The new reports shine a light on the way emissions from biomass are accounted for. Emissions from biomass are not counted in the energy sector because under international carbon accounting rules they are meant to be counted in the land use sector. From a policy perspective this can however be problematic as the energy utilities or countries benefitting from the ‘zero emissions’ bioenergy won’t be held responsible over the emissions in the land sector. For example, Canada and the US aren’t signed up to these international land use rules, so when biomass from those countries is burned in the UK, the emissions aren’t counted at all. The UK, for example, currently imports over 5.5 million tonnes of wood biomass from the US and Canada every year to be burned for electricity, as I saw first hand last year, leaving the responsibility over emissions created to these countries. Here is a photo of a pile of logs at one of the wood pellet mills in the southeastern US, waiting to be pelletised and shipped to the UK to be burned for energy. These trees have spent years, if not decades, locking up carbon that will now be pelletised and burned, releasing the carbon to the atmosphere.

As a result very large emissions from burning this wood are going missing from the accounts of many EU countries. As a result a so-called ‘renewable’ energy source could actually be resulting in emissions increases that are going unrecorded. The new reports call for urgent improvements to address these accounting and policy gaps, in order to avoid the emissions ‘going missing’.

The European Commission has recently proposed new rules for accounting for emissions from land use within EU Member States, which are supposed to be an improvement. However, these unambitious rules and targets only require that a Member State’s net carbon sink from forests and land does not turn into a net carbon source, not that the size of that sink is maintained, let alone increased. But in order to meet the ambitious emissions reduction targets set out under the Paris Agreement, the amount of emissions that are absorbed by land sinks will have to be increased overall.

In addition, the European Commission has proposed that from 2020 onwards all biomass used for energy must come from a country with some sort of land use emissions accounting rules. However, at present both the international and proposed EU rules for land use emissions accounting contain gaps that allow emissions to ‘go missing’. For example, countries are allowed to count only those emissions that exceed a predicted future level. Any emissions that fall within this prediction are never accounted for. Much better would be for them to account for any emissions against a historical baseline year or period.

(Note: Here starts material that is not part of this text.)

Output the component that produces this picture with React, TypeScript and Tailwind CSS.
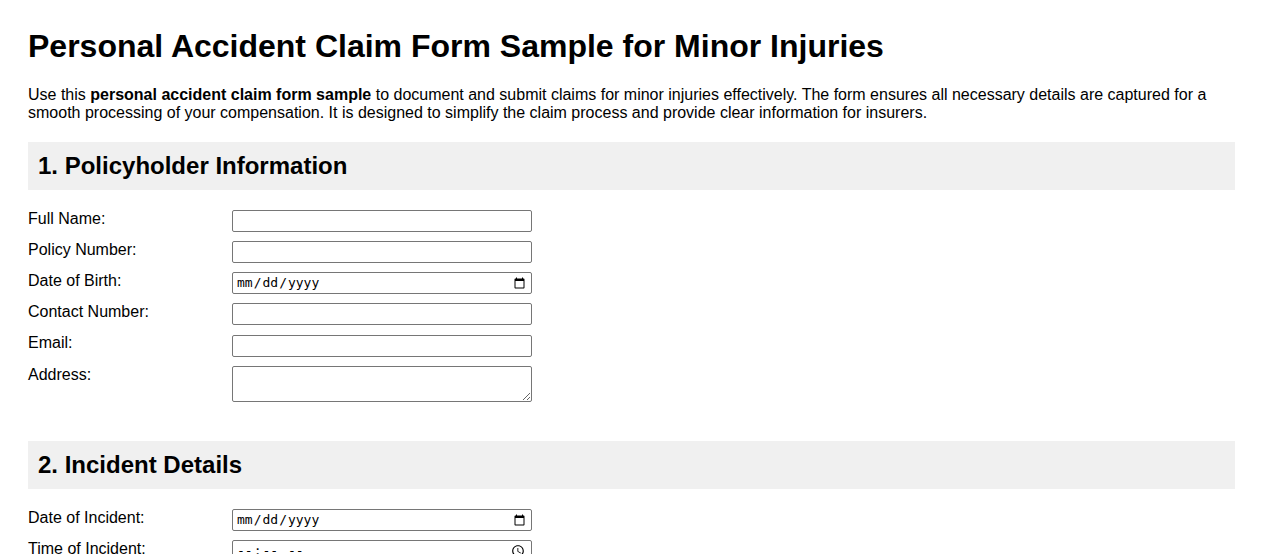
import React from "react";

const inputCls =
  "w-[300px] h-[22px] border border-[#767676] rounded-[2px] px-[3px] text-[13px] bg-white text-black";
const monoStyleCls = "font-['DejaVu_Sans_Mono',monospace]";

function Row({ label, children }: { label: string; children: React.ReactNode }) {
  return (
    <div className="flex items-start mb-[9px]">
      <label className="w-[204px] shrink-0 text-[16px] leading-[18px]">{label}</label>
      {children}
    </div>
  );
}

export default function App() {
  return (
    <div className="font-['Liberation_Sans',Arial,sans-serif] text-black bg-white px-[28px] pt-[28px] pb-[40px]">
      <h1 className="text-[32px] leading-[37px] font-bold">
        Personal Accident Claim Form Sample for Minor Injuries
      </h1>
      <p className="mt-[21px] text-[16px] leading-[18px]">
        Use this <b>personal accident claim form sample</b> to document and submit claims for minor injuries
        effectively. The form ensures all necessary details are captured for a smooth processing of your
        compensation. It is designed to simplify the claim process and provide clear information for insurers.
      </p>

      <section className="mt-[20px]">
        <h2 className="bg-[#f0f0f0] px-[10px] py-[10px] text-[24px] leading-[28px] font-bold">
          1. Policyholder Information
        </h2>
        <div className="mt-[20px]">
          <Row label="Full Name:">
            <input type="text" className={inputCls} />
          </Row>
          <Row label="Policy Number:">
            <input type="text" className={inputCls} />
          </Row>
          <Row label="Date of Birth:">
            <input type="date" className={`${inputCls} ${monoStyleCls}`} />
          </Row>
          <Row label="Contact Number:">
            <input type="tel" className={inputCls} />
          </Row>
          <Row label="Email:">
            <input type="email" className={`${inputCls} mt-[1px]`} />
          </Row>
          <Row label="Address:">
            <textarea className="w-[300px] h-[36px] border border-[#767676] rounded-[2px] px-[3px] text-[13px] bg-white block" />
          </Row>
        </div>
      </section>

      <section className="mt-[39px]">
        <h2 className="bg-[#f0f0f0] px-[10px] py-[10px] text-[24px] leading-[28px] font-bold">
          2. Incident Details
        </h2>
        <div className="mt-[20px]">
          <Row label="Date of Incident:">
            <input type="date" className={`${inputCls} ${monoStyleCls}`} />
          </Row>
          <Row label="Time of Incident:">
            <input type="time" className={`${inputCls} ${monoStyleCls}`} />
          </Row>
          <Row label="Location of Incident:">
            <input type="text" className={inputCls} />
          </Row>
          <Row label="Description of Injury:">
            <textarea className="w-[300px] h-[36px] border border-[#767676] rounded-[2px] px-[3px] text-[13px] bg-white block" />
          </Row>
        </div>
      </section>
    </div>
  );
}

Therefore at present, even if biomass has to come from a country where emissions from land use are accounted for, not all emissions from the use of biomass for energy might be captured. These gaps in the international and the EU rules, and the unambitious targets for land use emissions at the EU level, urgently need addressing. Otherwise, emissions from the use of biomass for energy will continue, as the new reports published by Chatham House show, to be unaccounted for by any country, while their effect on the climate remains very real.

There are several key measures that are needed in order to address these problems:

  • The international and EU rules for accounting for emissions from land use need to be made more ambitious and be fixed.
  • A cap should be placed on the use of biomass for energy in line with the available sustainable supply.
  • Robust sustainability criteria are needed to protect the natural environment.
  • Biomass should only be used for energy in line with the cascading use hierarchy of repair, reuse and recycling.
  • Until the rules for accounting for emissions from land use are fixed, and as a temporary measure, the emissions from bioenergy could be counted in the energy sector.